The New Diaspora , edited by Victoria Aarons, Avinoam J. Patt and Mark Shechner, is only the latest and largest of a series of anthologies that make a strong claim for these recent writers, most of them more unambiguously comfortable in their Jewishness than were their predecessors. (Morris Dickstein The Times Literary Supplement 2016-04-13)

Descripción del Libro

An innovative anthology of pieces that have either won or been considered for the Edward Lewis Wallant Award on the occasion of the award's fiftieth anniversary.

Biografía del autor

Victoria Aarons is O. R. & Eva Mitchell Distinguished Professor of Literature at Trinity University and the author of A Measure of Memory: Storytelling and Identity in American Jewish Fiction and What Happened to Abraham?: Reinventing the Covenant in American Jewish Fiction. She has published widely on American Jewish and Holocaust literatures and is a contributor to the two-volume compendium Holocaust Literature: An Encyclopedia of Writers and Their Work.

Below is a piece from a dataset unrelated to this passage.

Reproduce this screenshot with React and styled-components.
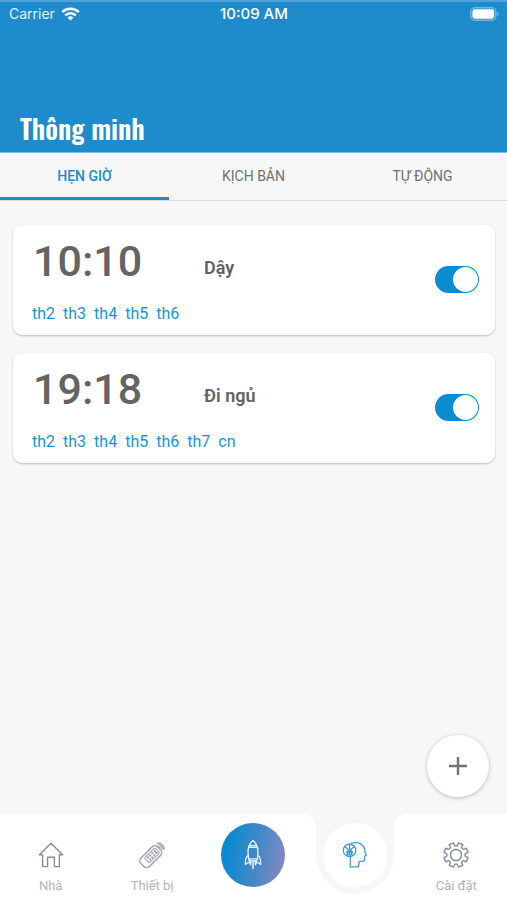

Avinoam J. Patt is Philip D. Feltman Professor of Modern Jewish History at the Maurice Greenberg Center for Judaic Studies at the University of Hartford, where he is also director of the Museum of Jewish Civilization and administers the Edward Lewis Wallant Award. He is the author of Finding Home and Homeland: Jewish Youth and Zionism in the Aftermath of the Holocaust (Wayne State University Press, 2009) and co-editor with Michael Berkowitz of "We Are Here": New Approaches to the Study of Jewish Displaced Persons in Postwar Germany (Wayne State University Press, 2010). He has been a contributor to several projects at the United States Holocaust Memorial Museum and is co-author of the recently published source volume Jewish Responses to Persecution, 1938­-1940.

Mark Shechner was professor emeritus at the University at Buffalo, SUNY. He published widely on American literature and American Jewish fiction and intellectual life and has done extensive book reviewing over the course of his career.